Fast Facts About Childhood Cancer:
* Every year 15,780 children will be diagnosed with cancer in the U.S.
* 1 in 300 boys and 1 in 333 girls will be diagnosed before their 20th birthday
* Every day 7 children will die from cancer
* The side effects of treatment for cancer can last a lifetime.
What the Donations Result In:
Treatments invented at St. Jude have helped push the overall childhood cancer survival rate from 20 percent to more than 80 percent since it opened more than 50 years ago. St. Jude vows to not stop until no child dies from cancer. St. Jude freely shares the discoveries it makes, and every child saved at St. Jude means doctors and scientists worldwide can use that knowledge to save thousands more children.
The money raised by events like what OC Jiu-Jitsu and Hot Head Clothing recently held helps ensure families never receive a bill from St. Jude for treatment, travel, housing or food – because all a family should worry about is helping their child live. Charity fundraisers help St. Jude Children’s Research Hospital continue to lead the way the world understands, treats and defeats childhood cancer and other life-threatening diseases.
Interested parties can make donations by visiting the fundraising page created on St. Jude’s website: http://fundraising.stjude.org/site/TR?px=5004062&fr_id=101470&pg=personal or Hot Head Clothing items can be purchased at its website: https://www.hotheadclothing.com/ and Instagram @hotheadclothing.
OC Jiu-Jitsu is located at 2540 Main Street in Irvine, Calif and Hot Head Clothing is located at 2166 West Broadway PMB #197 in Anaheim, Calif. Weins says that he plans to hold future fundraising events in conjunction with Hot Head Clothing and other entities in order to raise money for childhood cancer, but will be looking for a larger venue due to an expected larger turnout.
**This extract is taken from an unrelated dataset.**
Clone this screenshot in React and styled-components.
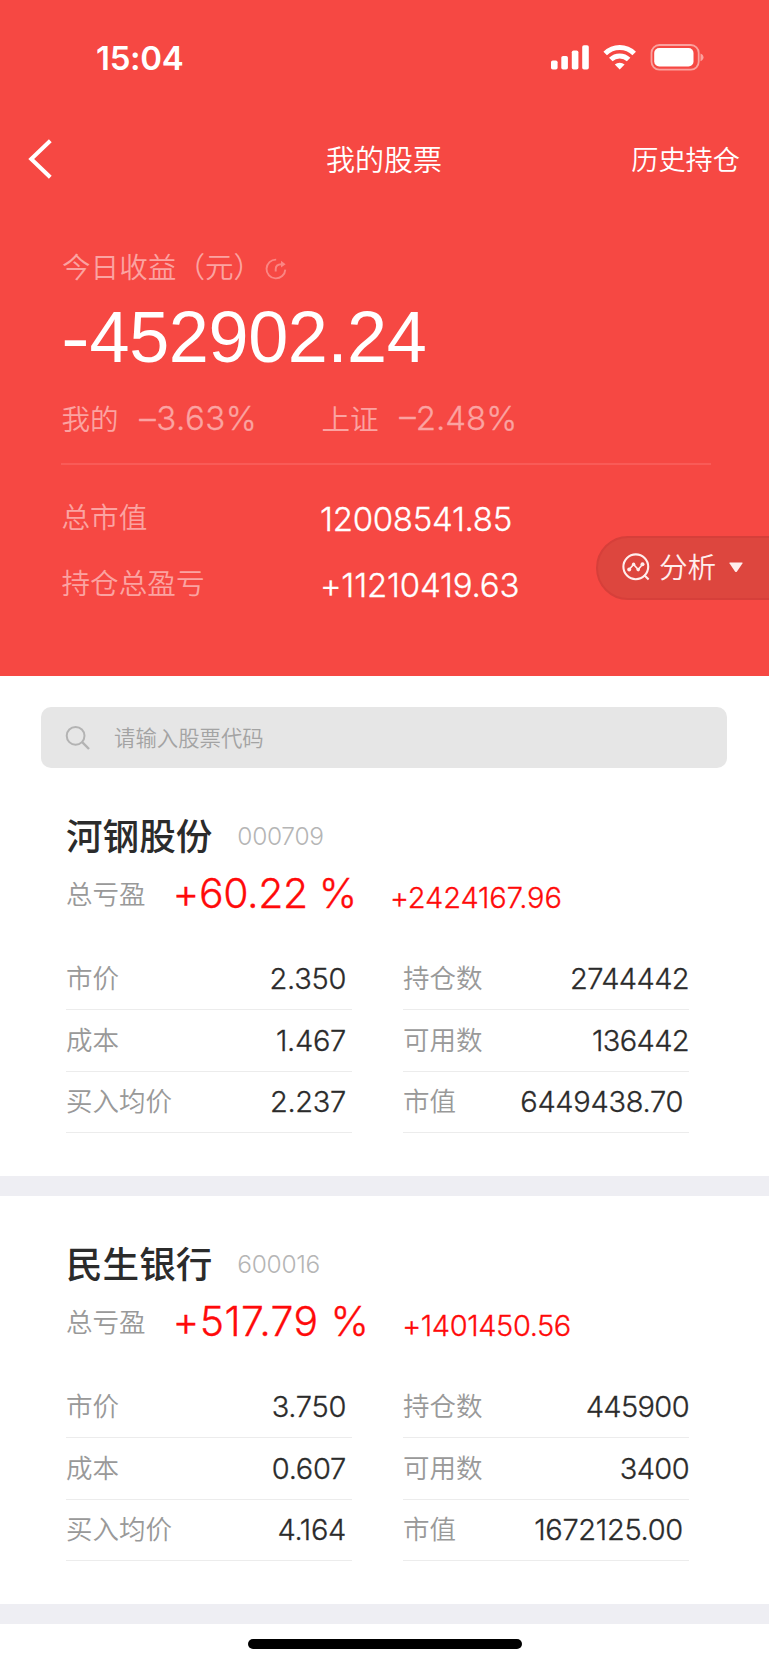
import React from 'react';
import styled, { createGlobalStyle } from 'styled-components';

const GlobalStyle = createGlobalStyle`
  * {
    box-sizing: border-box;
  }
  body {
    margin: 0;
    background: #fff;
    font-family: 'Noto Sans CJK SC', sans-serif;
    font-weight: 350;
  }
`;

const Page = styled.div`
  width: 769px;
  height: 1665px;
  overflow: hidden;
  display: flex;
  flex-direction: column;
  background: #fff;
`;

const Header = styled.header`
  position: relative;
  height: 676px;
  background: #f64843;
  color: #fff;
`;

const StatusBar = styled.div`
  height: 115px;
  padding: 0 64px 0 96px;
  display: flex;
  align-items: center;
  justify-content: space-between;
`;

const Num = styled.span`
  font-family: Inter, sans-serif;
  font-size: ${p => p.$size}px;
  font-weight: ${p => p.$weight || 300};
  letter-spacing: ${p => p.$spacing || 0}px;
  -webkit-text-stroke: ${p => (p.$weight ? 0 : 0.3)}px currentColor;
  white-space: pre;
`;

const NavBar = styled.nav`
  height: 88px;
  padding: 0 29px 0 28px;
  display: grid;
  grid-template-columns: 1fr auto 1fr;
  align-items: center;
`;

const Title = styled.h1`
  margin: -3px 0 0;
  font-size: 29px;
  font-weight: 350;
`;

const HistoryLink = styled.span`
  justify-self: end;
  margin-top: -3px;
  font-size: 27.2px;
`;

const Summary = styled.section`
  padding: 43px 58px 0 61px;
`;

const Caption = styled.div`
  display: flex;
  align-items: center;
  height: 40px;
  padding-left: 1px;
  font-size: 28.6px;
  line-height: 38px;
  color: #fba3a1;

  svg {
    margin: 6px 0 0 3px;
  }
`;

const Today = styled.div`
  margin-top: 11px;
  height: 80px;
  font-family: 'Liberation Sans', sans-serif;
  font-size: 72px;
  font-weight: 400;
  line-height: 80px;
  letter-spacing: -0.4px;
`;

const Minus = styled.span`
  display: inline-block;
  margin-right: 5px;
  transform: scaleX(1.2);
  transform-origin: 0 50%;
`;

const Pair = styled.div`
  display: grid;
  grid-template-columns: 260px 1fr;
`;

const Rate = styled.div`
  display: flex;
  align-items: center;
  height: 40px;
  margin-top: 21px;
  padding-left: 0.5px;
  gap: 20.5px;
  font-size: 28.6px;
  line-height: 38px;
  color: #fba3a1;
`;

const Divider = styled.div`
  height: 2px;
  margin: 25px 0 20px;
  background: #f95b57;
`;

const Total = styled(Pair)`
  height: 66px;
  align-items: center;

  ${Num} {
    margin: 2px 0 0 -1px;
  }
`;

const TotalLabel = styled.span`
  margin: -5px 0 0 0.5px;
  font-size: 28.6px;
  color: #fba3a1;
`;

const AnalyseButton = styled.button`
  position: absolute;
  top: 536px;
  right: -2px;
  width: 175px;
  height: 64px;
  padding: 0 0 0 24px;
  display: flex;
  align-items: center;
  border: 2px solid #d63f3a;
  border-radius: 32px 0 0 32px;
  background: #dd463e;
  color: #ffeeed;
  font: 350 28.6px/58px 'Noto Sans CJK SC', sans-serif;

  svg:first-child {
    margin-top: -2px;
  }

  span {
    margin: -4px 13px 0 9px;
  }

  svg:last-child {
    margin-top: -2px;
  }
`;

const SearchBox = styled.div`
  flex: none;
  display: flex;
  align-items: center;
  height: 61px;
  margin: 31px 42px 0 41px;
  padding: 0 24px;
  border-radius: 10px;
  background: #e6e6e6;
  color: #a3a3a3;
  font-size: 21.4px;
  line-height: 58px;

  span {
    margin: -2px 0 0 24px;
  }
`;

const Stock = styled.section`
  flex: none;
  height: 428px;
  padding: 38px 79px 0 66px;
  border-bottom: 20px solid #eeeef3;
`;

const NameRow = styled.div`
  display: flex;
  align-items: center;
  height: 60px;
  gap: 25px;
  color: #b5b5b5;
`;

const Name = styled.h2`
  margin: -4px 0 0;
  font-size: 36.6px;
  font-weight: 500;
  color: #2b2b2b;
`;

const Label = styled.span`
  font-size: 26.5px;
  color: #999;
`;

const ProfitRow = styled.div`
  display: flex;
  align-items: baseline;
  height: 56px;
  line-height: 54px;
  color: #ff0a0a;

  ${Label} {
    align-self: flex-start;
  }
`;

const Percent = styled(Num)`
  margin: 0 33px 0 27px;
`;

const Facts = styled.div`
  display: grid;
  grid-template-columns: 286px 286px;
  column-gap: 51px;
  margin-top: 26.5px;
`;

const Fact = styled.div`
  display: flex;
  align-items: center;
  justify-content: space-between;
  height: 61.6px;
  padding-right: ${p => p.$end}px;
  border-bottom: 1px solid #ececec;
  color: #2b2b2b;

  ${Label} {
    margin-top: -4px;
  }
`;

const HomeBar = styled.div`
  flex: none;
  width: 274px;
  height: 10px;
  margin: 15px auto 0;
  border-radius: 5px;
  background: #000;
`;

const StatusIcons = () => (
  <svg width="155" height="28" viewBox="0 0 155 28" fill="#fff">
    <rect x="1" y="16.5" width="6.6" height="9" rx="1.8" />
    <rect x="11.3" y="12" width="6.6" height="13.5" rx="1.8" />
    <rect x="21.8" y="6.5" width="6.6" height="19" rx="1.8" />
    <rect x="32.2" y="1.2" width="6.6" height="24.3" rx="1.8" />
    <g fill="none" stroke="#fff" strokeWidth="5">
      <path d="M55.2 9.6 A20.5 20.5 0 0 1 84.2 9.6" />
      <path d="M60.8 15.6 A12.6 12.6 0 0 1 78.6 15.6" />
    </g>
    <path d="M69.7 25.5 L64.8 20.6 A7.3 7.3 0 0 1 74.6 20.6 Z" />
    <rect x="101.5" y="1" width="47.2" height="24.6" rx="7.8" fill="none" stroke="#fba19e" strokeWidth="1.8" />
    <rect x="104.2" y="4.1" width="39.3" height="18.4" rx="5" />
    <path d="M150.5 9.4 Q153.5 10.6 153.5 13.3 Q153.5 16 150.5 17.2 Z" fill="#fba19e" />
  </svg>
);

const BackIcon = () => (
  <svg width="26" height="42" viewBox="0 0 26 42" fill="none" stroke="#fff" strokeWidth="4">
    <path d="M22.3 2.7 L3.2 21 L22.3 39.3" />
  </svg>
);

const RefreshIcon = () => (
  <svg width="22" height="22" viewBox="0 0 22 22" fill="none" stroke="#fa8683" strokeWidth="1.9">
    <path d="M11.2 1.6 A9.4 9.4 0 1 0 20.3 11.6" />
    <path d="M10.7 13.4 V11 C10.7 7.8 12.8 6.3 16.4 6.2" />
    <path d="M16 2.8 L20.6 6.2 L16 9.4 Z" fill="#fa8683" stroke="none" />
  </svg>
);

const AnalyseIcon = () => (
  <svg width="28" height="28" viewBox="0 0 28 28" fill="none" stroke="#ffeeed" strokeWidth="2.1">
    <circle cx="13.8" cy="13.8" r="12.4" />
    <path d="M22.2 22 L26.6 26.4" />
    <path d="M7.2 16.4 L11.6 11.4 L16.2 16.6 L20.4 11.4" strokeWidth="1.6" />
    <g fill="#ffeeed" stroke="none">
      <circle cx="7.2" cy="16.4" r="2" />
      <circle cx="11.6" cy="11.2" r="1.7" />
      <circle cx="16.2" cy="16.6" r="1.8" />
      <circle cx="20.5" cy="11.2" r="2" />
    </g>
  </svg>
);

const CaretIcon = () => (
  <svg width="14" height="11" viewBox="0 0 14 11" fill="#ffeeed">
    <path d="M1 0.5 H13 Q14 0.6 13.4 1.6 L8 9.4 Q7 10.4 6 9.4 L0.6 1.6 Q0 0.6 1 0.5 Z" />
  </svg>
);

const SearchIcon = () => (
  <svg width="25" height="25" viewBox="0 0 25 25" fill="none" stroke="#b3b3b3" strokeWidth="2">
    <circle cx="10.6" cy="10.8" r="8.9" />
    <path d="M17.2 17.2 L24 24" strokeWidth="2.4" />
  </svg>
);

const stocks = [
  {
    name: '河钢股份',
    code: '000709',
    percent: '+60.22 %',
    profit: '+2424167.96',
    spacing: [-0.4, -0.1],
    facts: [
      ['市价', '2.350'],
      ['持仓数', '2744442'],
      ['成本', '1.467'],
      ['可用数', '136442'],
      ['买入均价', '2.237'],
      ['市值', '6449438.70'],
    ],
  },
  {
    name: '民生银行',
    code: '600016',
    percent: '+517.79 %',
    profit: '+1401450.56',
    spacing: [0.4, -0.4],
    facts: [
      ['市价', '3.750'],
      ['持仓数', '445900'],
      ['成本', '0.607'],
      ['可用数', '3400'],
      ['买入均价', '4.164'],
      ['市值', '1672125.00'],
    ],
  },
];

// the right column sits flush, except for the market value
const factEnd = i => (i % 2 === 0 || i === 5 ? 6 : 0);

const StockCard = ({ name, code, percent, profit, spacing, facts }) => (
  <Stock>
    <NameRow>
      <Name>{name}</Name>
      <Num $size={24.5} $weight={300} $spacing={-0.3}>{code}</Num>
    </NameRow>
    <ProfitRow>
      <Label>总亏盈</Label>
      <Percent $size={41} $spacing={spacing[0]}>{percent}</Percent>
      <Num $size={29} $spacing={spacing[1]}>{profit}</Num>
    </ProfitRow>
    <Facts>
      {facts.map(([label, value], i) => (
        <Fact key={label} $end={factEnd(i)}>
          <Label>{label}</Label>
          <Num $size={29} $spacing={value.includes('.') ? -0.3 : -0.6}>{value}</Num>
        </Fact>
      ))}
    </Facts>
  </Stock>
);

const App = () => {
  return (
    <Page>
      <GlobalStyle />
      <Header>
        <StatusBar>
          <Num $size={33} $weight={600} $spacing={-0.3}>15:04</Num>
          <StatusIcons />
        </StatusBar>
        <NavBar>
          <BackIcon />
          <Title>我的股票</Title>
          <HistoryLink>历史持仓</HistoryLink>
        </NavBar>
        <Summary>
          <Caption>
            今日收益（元）
            <RefreshIcon />
          </Caption>
          <Today><Minus>-</Minus>452902.24</Today>
          <Pair>
            <Rate>
              我的<Num $size={33} $spacing={0.5}>–3.63%</Num>
            </Rate>
            <Rate>
              上证<Num $size={33}>–2.48%</Num>
            </Rate>
          </Pair>
          <Divider />
          <Total>
            <TotalLabel>总市值</TotalLabel>
            <Num $size={33} $spacing={-0.3}>12008541.85</Num>
          </Total>
          <Total>
            <TotalLabel>持仓总盈亏</TotalLabel>
            <Num $size={33} $spacing={-0.2}>+11210419.63</Num>
          </Total>
        </Summary>
        <AnalyseButton>
          <AnalyseIcon />
          <span>分析</span>
          <CaretIcon />
        </AnalyseButton>
      </Header>
      <SearchBox>
        <SearchIcon />
        <span>请输入股票代码</span>
      </SearchBox>
      {stocks.map(stock => (
        <StockCard key={stock.code} {...stock} />
      ))}
      <HomeBar />
    </Page>
  );
};

export default App;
About OC Jiu-Jitsu, a Clark Gracie Academy:
Based in Irvine, Calif., OC Jiu-Jitsu/Clark Gracie Academy was established in 2015 by world champion martial arts expert Clark Gracie, an American Brazilian jiu-jitsu competitor and member of the world-renowned Gracie family. He is the grandson of legendary Carlos Gracie, the founder and creator of Gracie Jiu-Jitsu, and first eldest son of Carley Gracie, the father of Gracie Jiu-Jitsu in the United States. The academy teaches students of all ages honor, respect, discipline, confidence, strength, endurance, strategy, and controlled self-defense.
About Hot Head Clothing:
Based in Anaheim, Calif., the genesis of Hot Head Clothing was Jacob Sebastian Garcia, who was diagnosed with Pre-B Acute Lymphoblastic Leukemia in 2012 at the age of three. Jacob’s journey with cancer inspired his parents to create a clothing line for kids with cancer, which they dubbed Hot Head Clothing.
Children who have cancer must undergo a painful surgery that involves getting a chest port, which is a tube that goes into a vein in the chest direct to the heart. It can be embarrassing and uncomfortable to regularly disrobe in order to receive chemotherapy treatment.
Hot Head Clothing created various garments that include custom made zip-down t-shirts, so nurses can quickly and easily access the port. Additional products include beanies, masks, hats, hoodies, tank tops and t-shirts with messages relating to cancer containing eye-catching designs. A portion of sales proceeds go to childhood cancer research.